Eigen::MatrixXf ComputeZscore(const Eigen::MatrixXf& features) {
    constexpr int windowsize = 30;
    Eigen::MatrixXf df(features.rows() - windowsize, features.cols());
    const float stdfactor = static_cast<float>(1. / std::sqrt(windowsize - 1));
    Eigen::RowVectorXf mean_vector, stdev_vector;
    for(Eigen::Index i = windowsize; i < features.rows(); ++i) {
        const auto& block = features.middleRows(i - windowsize, windowsize);
        mean_vector = block.colwise().mean();
        stdev_vector = (block.rowwise() - mean_vector)
                .colwise().norm() * stdfactor;
        df.row(i - windowsize) = (block.row(windowsize - 1) - mean_vector)
                .array() / stdev_vector.array();
    }
    return df;
}

Note Eigen's warning about using auto. The use here is okay.

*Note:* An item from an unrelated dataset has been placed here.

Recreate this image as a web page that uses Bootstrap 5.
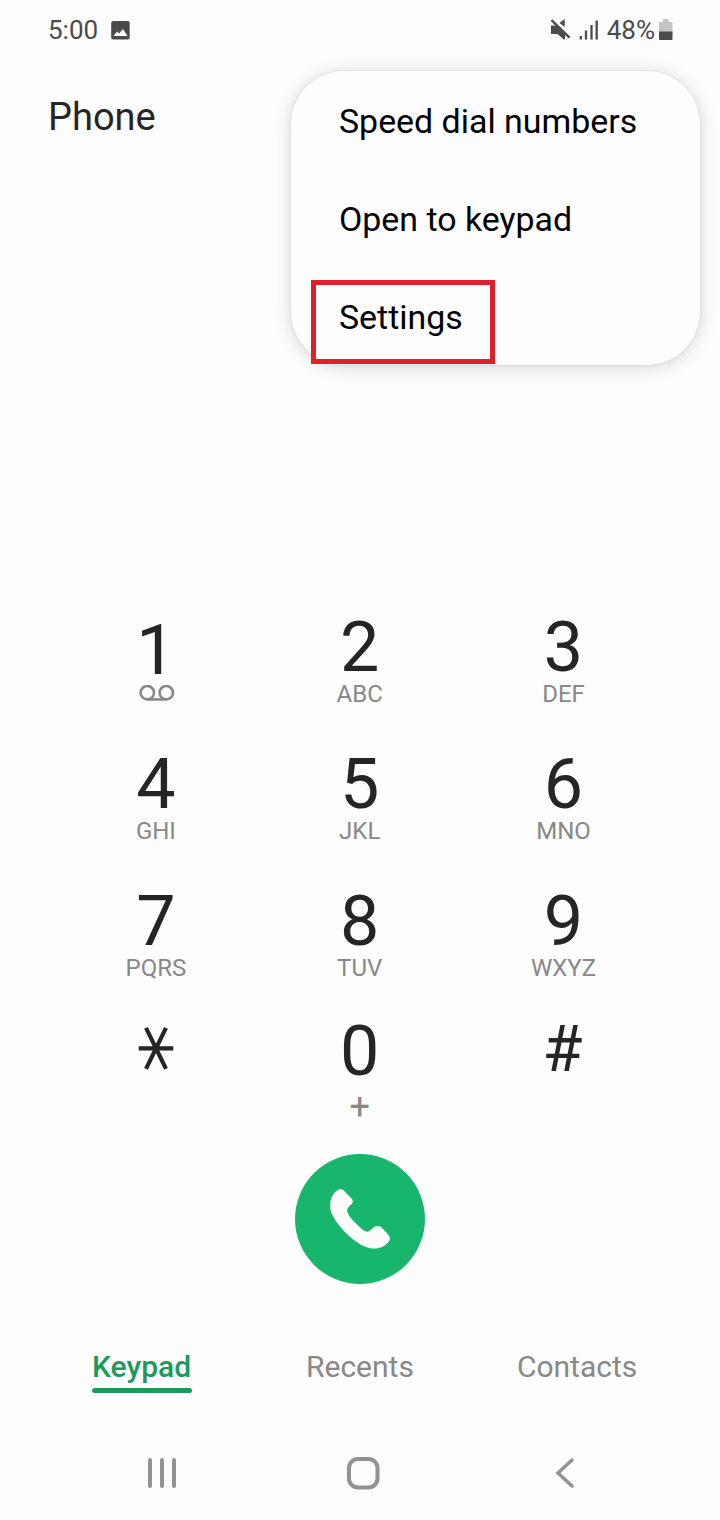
<!DOCTYPE html>
<html lang="en">
<head>
<meta charset="utf-8">
<meta name="viewport" content="width=device-width, initial-scale=1">
<title>Phone</title>
<link href="https://cdn.jsdelivr.net/npm/bootstrap@5.3.0/dist/css/bootstrap.min.css" rel="stylesheet">
<style>
  body { font-family: Roboto, "Liberation Sans", sans-serif; background: #fdfdfd; color: #252525; }
  .screen { width: 720px; height: 1520px; overflow: hidden; }
  svg { display: block; flex: none; }
  .status { height: 60px; padding: 0 47px 0 48px; font-size: 26px; color: #4a4a4a; }
  .photo { margin-left: 13px; }
  .title { font-size: 38px; line-height: 48px; padding-left: 48px; margin-top: 33px; height: 519px; }
  .options { left: 291px; top: 71px; width: 409px; height: 294px; border-radius: 53px; background: #fdfdfd;
    box-shadow: 0 0 3px rgba(0,0,0,.1), 0 2px 18px rgba(0,0,0,.16); padding-top: 2px; }
  .option { height: 98px; line-height: 98px; font-size: 33.900px; color: #000; padding-left: 48px; }
  .callout { left: 20px; top: 209px; width: 184px; height: 84px; border: 5px solid #df202c; }
  .keypad { padding: 0 54.600px 0 54px; }
  .key { height: 137px; }
  .key.short { height: 130px; }
  .digit { font-size: 70px; line-height: 70px; }
  .digit.lowered { padding-top: 3px; }
  .letters { font-size: 24px; line-height: 28px; margin-top: -2px; color: #888; }
  .plus { font-size: 36px; line-height: 42px; color: #888; }
  .hash { font-size: 65px; line-height: 70px; margin-top: -2px; padding-right: 2px; }
  .dial { width: 130px; height: 130px; background: #18b66d; margin-top: 1px; }
  .tabs { margin-top: 64px; height: 70px; font-size: 30px; line-height: 38px; color: #888; }
  .tab-on { color: #1c9a5a; font-weight: 500; width: 100px; height: 45px; }
  .tab-on::after { content: ""; display: block; height: 5px; border-radius: 3px; background: #1c9a5a; margin-top: 2px; }
</style>
</head>
<body>
<div class="screen position-relative">
  <header class="status d-flex align-items-center">
    <span>5:00</span>
    <svg class="photo me-auto" width="19" height="19" viewBox="0 0 19 19"><rect width="18.500" height="18.500" x=".2" rx="2" fill="#4a4a4a"/><path d="M2.500 15 6 10.500l2 2 4-4.500 4.500 7z" fill="#fdfdfd"/></svg>
    <svg width="20" height="22" viewBox="0 0 20 22"><path d="M0 6.500H5l9 9V20.500h-1.200L6.500 15H0zM13.700 0v8L8.500 4z" fill="#4a4a4a"/><path d="m.5 1 18 17.700" stroke="#4a4a4a" stroke-width="2.400"/></svg>
    <svg class="ms-2" width="20" height="20" viewBox="0 0 20 20"><path d="M1.800 16v3.500M7 10.500v9M12.500 5v14.500M17.700.5v19" stroke="#4a4a4a" stroke-width="2.300"/></svg>
    <span class="ms-2">48%</span>
    <svg class="ms-1" width="14" height="22" viewBox="0 0 14 22"><path d="M4 0h5.500v3H13.500v10H0V3h4z" fill="#c4c4c4"/><path d="M0 12.500h13.500V20q0 1-1 1H1q-1 0-1-1z" fill="#4a4a4a"/></svg>
  </header>

  <h1 class="title fw-normal mb-0">Phone</h1>

  <main>
    <div class="keypad">
      <div class="row g-0 text-center">
        <div class="col-4 key">
          <div class="digit lowered">1</div>
          <svg class="mx-auto" width="38" height="17" viewBox="-2 1 38 17" fill="none" stroke="#888" stroke-width="2.600"><circle cx="8.300" cy="8.700" r="6.700"/><circle cx="27.300" cy="8.700" r="6.700"/><path d="M8.300 15.400h19"/></svg>
        </div>
        <div class="col-4 key"><div class="digit">2</div><div class="letters">ABC</div></div>
        <div class="col-4 key"><div class="digit">3</div><div class="letters">DEF</div></div>
        <div class="col-4 key"><div class="digit">4</div><div class="letters">GHI</div></div>
        <div class="col-4 key"><div class="digit">5</div><div class="letters">JKL</div></div>
        <div class="col-4 key"><div class="digit">6</div><div class="letters">MNO</div></div>
        <div class="col-4 key short"><div class="digit">7</div><div class="letters">PQRS</div></div>
        <div class="col-4 key short"><div class="digit">8</div><div class="letters">TUV</div></div>
        <div class="col-4 key short"><div class="digit">9</div><div class="letters">WXYZ</div></div>
        <div class="col-4 key">
          <svg class="mx-auto" width="36" height="66" viewBox="0 0 36 66" stroke="#252525" stroke-width="4.200"><path d="M.7 32.300h34.600M8 11.800l20 41M28 11.800l-20 41"/></svg>
        </div>
        <div class="col-4 key"><div class="digit">0</div><div class="plus">+</div></div>
        <div class="col-4 key"><div class="hash">#</div></div>
      </div>
    </div>
    <div class="dial rounded-circle mx-auto">
      <svg width="130" height="130" viewBox="45 42 390 390"><path fill="#fafdfb" d="M170 152Q182 142 192 152L215 176Q222 184 215 192Q202 202 201 212C203 225 225 250 245 266Q258 279 268 273Q275 268 282 261Q294 254 304 262L324 283Q333 293 328 302C315 322 290 330 265 323C230 315 170 260 153 215C146 190 153 165 170 152Z"/></svg>
    </div>
  </main>

  <nav class="tabs d-flex">
    <div class="tab-on" style="margin-left:92px">Keypad</div>
    <div style="margin-left:114px">Recents</div>
    <div style="margin-left:103px">Contacts</div>
  </nav>

  <footer class="d-flex align-items-center" style="margin-top:38px">
    <svg style="margin-left:147px" width="30" height="34" viewBox="0 0 30 34"><path d="M3 4v26M15 4v26M27 4v26" stroke="#929292" stroke-width="4" stroke-linecap="round"/></svg>
    <svg style="margin-left:169px" width="34" height="34" viewBox="0 0 34 34"><rect x="3" y="3" width="28.500" height="28.500" rx="9" fill="none" stroke="#929292" stroke-width="4"/></svg>
    <svg style="margin-left:174px" width="22" height="34" viewBox="0 0 22 34"><path d="M18 4 4 17l14 13" fill="none" stroke="#929292" stroke-width="3.500" stroke-linecap="round"/></svg>
  </footer>

  <div class="options position-absolute">
    <div class="option">Speed dial numbers</div>
    <div class="option">Open to keypad</div>
    <div class="option">Settings</div>
    <div class="callout position-absolute"></div>
  </div>
</div>
<script src="https://cdn.jsdelivr.net/npm/bootstrap@5.3.0/dist/js/bootstrap.bundle.min.js"></script>
</body>
</html>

This code already runs about twice as fast in my tests.

Fixed column number

It looks like your matrix has only three columns. Therefore the row vectors are also tiny. If the size is known at compile-time, we can save dynamic allocations and allow the compiler to optimize the code. We can make this decision via macros so that it can deactivated.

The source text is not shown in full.